Guardian article: “Three myths that sustain the economic crisis”

Larry Elliott, the Guardian’s economics editor has an article very worthy of your time.  Here’s the conclusion…

There is no real comparison between the past five years and the half-decade after the Wall Street Crash in October 1929. In the 1930s, a quarter of the American workforce was out of work and industrial production fell by 50%. A better historical parallel may be the Great Depression of the 19th century, a slowdown in growth and deflationary pressure that lasted from 1873 to 1896.

The reason the crisis has been so long comes down to three myths. The Anglo-Saxon myth is that big finance is a force for good, rather than rent-seeking and corrupt. The German myth is you can solve a problem of demand deficiency with belt tightening and export growth. The right policy involves tough curbs on the banks, international co-operation so creditor countries increase domestic demand to help debtor countries, and a measured pace of deficit reduction governed by the pace of growth rather than arbitrary targets.

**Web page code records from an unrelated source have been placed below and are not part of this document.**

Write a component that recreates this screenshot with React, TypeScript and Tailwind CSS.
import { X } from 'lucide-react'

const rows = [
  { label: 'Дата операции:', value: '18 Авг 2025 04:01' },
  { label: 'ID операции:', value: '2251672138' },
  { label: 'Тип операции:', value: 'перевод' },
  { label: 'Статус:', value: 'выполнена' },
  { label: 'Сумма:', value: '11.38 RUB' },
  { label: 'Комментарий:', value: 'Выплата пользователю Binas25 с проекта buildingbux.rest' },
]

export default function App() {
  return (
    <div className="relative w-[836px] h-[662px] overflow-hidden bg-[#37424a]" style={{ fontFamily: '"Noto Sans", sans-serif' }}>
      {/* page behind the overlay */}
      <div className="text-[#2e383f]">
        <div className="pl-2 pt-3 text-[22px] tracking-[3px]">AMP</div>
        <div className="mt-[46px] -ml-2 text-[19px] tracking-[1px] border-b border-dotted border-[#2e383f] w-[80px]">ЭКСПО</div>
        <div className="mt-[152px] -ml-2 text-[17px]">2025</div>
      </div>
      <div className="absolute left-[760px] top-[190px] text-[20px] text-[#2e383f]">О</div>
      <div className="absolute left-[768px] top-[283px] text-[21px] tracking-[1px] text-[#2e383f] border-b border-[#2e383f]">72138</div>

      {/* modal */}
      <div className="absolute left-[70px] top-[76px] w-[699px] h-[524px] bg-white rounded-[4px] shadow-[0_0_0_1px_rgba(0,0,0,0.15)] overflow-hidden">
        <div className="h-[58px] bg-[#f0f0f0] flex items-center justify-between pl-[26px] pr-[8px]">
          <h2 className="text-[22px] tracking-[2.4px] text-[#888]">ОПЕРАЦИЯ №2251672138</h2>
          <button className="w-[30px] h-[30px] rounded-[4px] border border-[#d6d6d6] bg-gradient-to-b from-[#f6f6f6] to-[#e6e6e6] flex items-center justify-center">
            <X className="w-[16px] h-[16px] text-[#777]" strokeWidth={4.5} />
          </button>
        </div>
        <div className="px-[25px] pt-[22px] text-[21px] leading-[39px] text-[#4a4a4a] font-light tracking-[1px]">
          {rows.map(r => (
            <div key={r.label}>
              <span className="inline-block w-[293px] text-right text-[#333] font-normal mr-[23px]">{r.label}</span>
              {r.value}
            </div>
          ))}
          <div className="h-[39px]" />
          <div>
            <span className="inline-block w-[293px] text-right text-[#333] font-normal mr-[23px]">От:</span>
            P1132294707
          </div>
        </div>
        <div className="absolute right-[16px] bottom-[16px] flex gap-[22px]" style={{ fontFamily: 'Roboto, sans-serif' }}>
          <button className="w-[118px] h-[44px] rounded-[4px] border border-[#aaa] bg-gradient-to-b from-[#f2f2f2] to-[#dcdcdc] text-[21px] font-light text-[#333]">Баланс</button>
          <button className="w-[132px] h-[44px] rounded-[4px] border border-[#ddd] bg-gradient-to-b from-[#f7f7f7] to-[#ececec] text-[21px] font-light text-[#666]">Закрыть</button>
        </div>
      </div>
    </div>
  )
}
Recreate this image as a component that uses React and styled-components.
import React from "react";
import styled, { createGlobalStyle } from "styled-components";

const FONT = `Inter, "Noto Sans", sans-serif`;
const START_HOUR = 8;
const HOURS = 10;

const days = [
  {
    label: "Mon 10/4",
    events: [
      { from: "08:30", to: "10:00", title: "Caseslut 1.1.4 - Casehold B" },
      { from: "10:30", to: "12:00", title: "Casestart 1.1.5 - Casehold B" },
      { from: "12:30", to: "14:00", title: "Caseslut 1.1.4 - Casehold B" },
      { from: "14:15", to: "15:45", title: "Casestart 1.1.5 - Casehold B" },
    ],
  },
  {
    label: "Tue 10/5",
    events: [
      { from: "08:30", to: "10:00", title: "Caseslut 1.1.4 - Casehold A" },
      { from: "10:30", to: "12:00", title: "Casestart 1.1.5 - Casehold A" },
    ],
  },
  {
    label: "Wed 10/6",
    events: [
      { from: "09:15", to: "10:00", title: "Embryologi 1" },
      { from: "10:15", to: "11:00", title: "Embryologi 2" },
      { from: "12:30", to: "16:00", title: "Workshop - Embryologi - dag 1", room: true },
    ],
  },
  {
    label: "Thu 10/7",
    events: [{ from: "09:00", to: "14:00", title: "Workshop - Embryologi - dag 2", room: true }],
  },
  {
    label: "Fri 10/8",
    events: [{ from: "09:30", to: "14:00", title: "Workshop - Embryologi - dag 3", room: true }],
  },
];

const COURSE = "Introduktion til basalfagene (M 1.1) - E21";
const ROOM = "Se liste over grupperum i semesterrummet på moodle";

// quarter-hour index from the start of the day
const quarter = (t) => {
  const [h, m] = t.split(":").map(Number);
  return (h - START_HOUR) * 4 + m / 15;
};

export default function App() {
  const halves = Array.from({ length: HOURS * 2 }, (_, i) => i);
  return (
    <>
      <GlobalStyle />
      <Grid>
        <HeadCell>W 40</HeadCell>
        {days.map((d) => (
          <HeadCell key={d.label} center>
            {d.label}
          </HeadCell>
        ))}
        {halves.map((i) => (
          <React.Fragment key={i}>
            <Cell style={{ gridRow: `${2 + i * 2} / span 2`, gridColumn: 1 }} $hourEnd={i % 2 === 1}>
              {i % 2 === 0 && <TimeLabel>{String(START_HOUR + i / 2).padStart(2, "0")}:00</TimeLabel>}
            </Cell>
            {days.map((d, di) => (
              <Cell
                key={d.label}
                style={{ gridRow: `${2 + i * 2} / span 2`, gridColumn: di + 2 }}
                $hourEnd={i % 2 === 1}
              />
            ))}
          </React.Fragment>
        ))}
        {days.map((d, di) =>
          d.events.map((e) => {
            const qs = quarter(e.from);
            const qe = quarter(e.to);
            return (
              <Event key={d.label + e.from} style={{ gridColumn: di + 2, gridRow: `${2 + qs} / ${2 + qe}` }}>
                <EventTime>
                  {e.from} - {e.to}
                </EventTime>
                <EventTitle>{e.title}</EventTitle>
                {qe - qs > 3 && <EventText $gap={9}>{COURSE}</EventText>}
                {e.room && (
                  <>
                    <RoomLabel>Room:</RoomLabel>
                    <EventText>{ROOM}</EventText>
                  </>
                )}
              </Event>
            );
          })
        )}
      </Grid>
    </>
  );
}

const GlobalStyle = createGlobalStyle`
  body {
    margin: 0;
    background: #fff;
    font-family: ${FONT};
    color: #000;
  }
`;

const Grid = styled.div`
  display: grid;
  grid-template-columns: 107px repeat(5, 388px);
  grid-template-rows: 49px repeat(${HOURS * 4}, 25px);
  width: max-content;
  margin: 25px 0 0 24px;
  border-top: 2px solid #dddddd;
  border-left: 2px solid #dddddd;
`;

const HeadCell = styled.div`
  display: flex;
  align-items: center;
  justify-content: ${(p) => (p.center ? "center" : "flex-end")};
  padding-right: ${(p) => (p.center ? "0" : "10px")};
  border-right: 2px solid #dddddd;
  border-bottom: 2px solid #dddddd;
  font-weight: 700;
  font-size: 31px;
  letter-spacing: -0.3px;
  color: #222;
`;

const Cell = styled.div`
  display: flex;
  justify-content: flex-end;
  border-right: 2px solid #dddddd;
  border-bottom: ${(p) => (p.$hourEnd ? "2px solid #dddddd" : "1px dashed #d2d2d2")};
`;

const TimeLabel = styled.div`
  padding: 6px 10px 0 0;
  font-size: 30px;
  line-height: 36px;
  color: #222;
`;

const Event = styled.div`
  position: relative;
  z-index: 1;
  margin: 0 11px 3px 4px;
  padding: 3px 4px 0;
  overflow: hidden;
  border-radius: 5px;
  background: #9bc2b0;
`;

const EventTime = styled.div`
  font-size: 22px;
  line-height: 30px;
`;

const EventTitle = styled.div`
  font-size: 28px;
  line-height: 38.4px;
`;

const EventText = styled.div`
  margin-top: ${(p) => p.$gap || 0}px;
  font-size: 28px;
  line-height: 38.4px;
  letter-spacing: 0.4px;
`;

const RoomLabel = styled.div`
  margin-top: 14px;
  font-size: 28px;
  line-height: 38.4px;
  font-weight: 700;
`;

The chances of this happening are slim. Because there is a third myth – that there was not much wrong with the global economy in 2007. But the old model was financially flawed as it operated with high levels of debt, socially flawed in that the spoils of growth were captured by a small elite, and environmentally flawed in that all that mattered was ever-higher levels of growth. It is possible to move on, but only when it is recognised that the genie will not go back into the bottle.